The Pulitzer General Non-fiction prize did no better: eight women, one shared with a male winner, to 19 men. (Literary prizes only seem to be shared when there’s a woman involved.) It’s almost as if subjects of interest to women historians and biographers and journalists could not possibly be of interest to anyone else.
Once again, the Women’s Prize took up the slack, introducing a non-fiction prize in 2023. Writer and broadcaster Kate Mosse, announcing the launch of the prize, said it was “not about taking the spotlight away from the brilliant male writers, it’s about adding the women in”.
You can’t argue with the numbers, yet so often that is precisely what happens. To those who would claim that one doesn’t need gender balance on every shortlist and panel as long as it evens out in the long run, know this: it never evens out. The counts tell us this again and again: the VIDAs; #WakingTheFeminists’ gender analysis of Irish theatre; Anne Enright’s 2017 London Review of Books essay, Call Yourself George (fun fact: VIDA, in 2016, found that the London Review of Books had “the worst gender disparity” in its reviews, with women representing only 18 per cent of reviewers and 26 per cent of authors reviewed).

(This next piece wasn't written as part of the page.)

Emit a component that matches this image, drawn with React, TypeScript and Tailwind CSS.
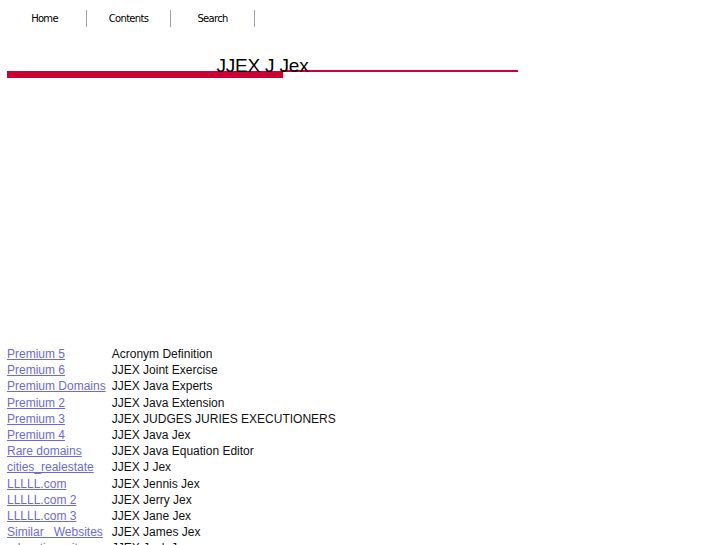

If we are to even pretend that we consider women writers equal to men, gender balance is needed in every literary journal, every newspaper review section, every prize list, long and short: everywhere.
In spite of a system stacked against them, 21st-century women writers flourished. For this woman writer, books kept me sane (by 2008 I had four children), and finally, after an extended apprenticeship, I wrote a couple myself. My PhD on women writing trauma kept me firmly in the zone, with a focus on Eimear McBride’s singular novel, A Girl is a Half-formed Thing, and its astonishing stage production directed by Annie Ryan.
There are too many books to talk about in this period, so I will pretend there is a gun to my head and I must choose just two. The Baillie Gifford in 2004 could not overlook Australian Anna Funder’s brilliant Stasiland: Stories from Behind the Berlin Wall, which sheds light on life in the German Democratic Republic (GDR), “the most perfected surveillance state of all time”, where it was estimated that there was one informer for every 6.5 citizens.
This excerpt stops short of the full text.